- Parliament of the United Kingdom
- Long title: An Act for making a Railway from Ruthin to Cerrig-y-druidion, in the County of Denbigh.
- Citation: 39 & 40 Vict. c. lxxxi
- Territorial extent: United Kingdom

Dates
- Royal assent: 27 June 1876
- Commencement: 27 June 1876
- Repealed: 31 January 2013

Other legislation
- Repealed by: Statute Law (Repeals) Act 2013

Status: Repealed

= Ruthin and Cerrig-y-Drudion Railway =

Closed railway line in Wales

The Ruthin and Cerrig-y-Drudion Railway was a proposed narrow gauge railway that would have linked the towns of Ruthin and Cerrig-y-Drudion in Denbighshire, Wales.
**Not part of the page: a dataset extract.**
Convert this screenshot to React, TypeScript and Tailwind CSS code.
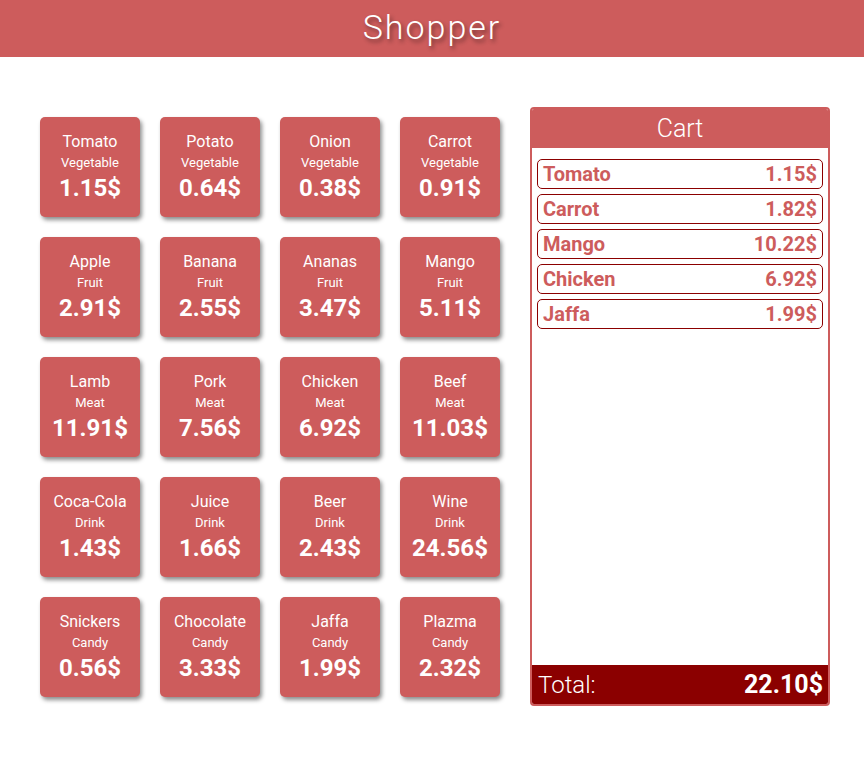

A bill was put before Parliament in 1873, promoting the railway, which was intended to meet the planned branch of the North Wales Narrow Gauge Railways from Beddgelert at Cerrig-y-Drudion.

Although the bill was withdrawn, a second bill was successfully passed in June 1876, becoming the Ruthin and Cerrig-y-druidion Railway Act 1876 (39 & 40 Vict. c. lxxxi). Some construction work started in 1879, but was abandoned in 1884. The route can be traced for about 8 km from Ruthin LNWR station to Cefn-yr-iwrch farm between Bontuchel and Cyffylliog.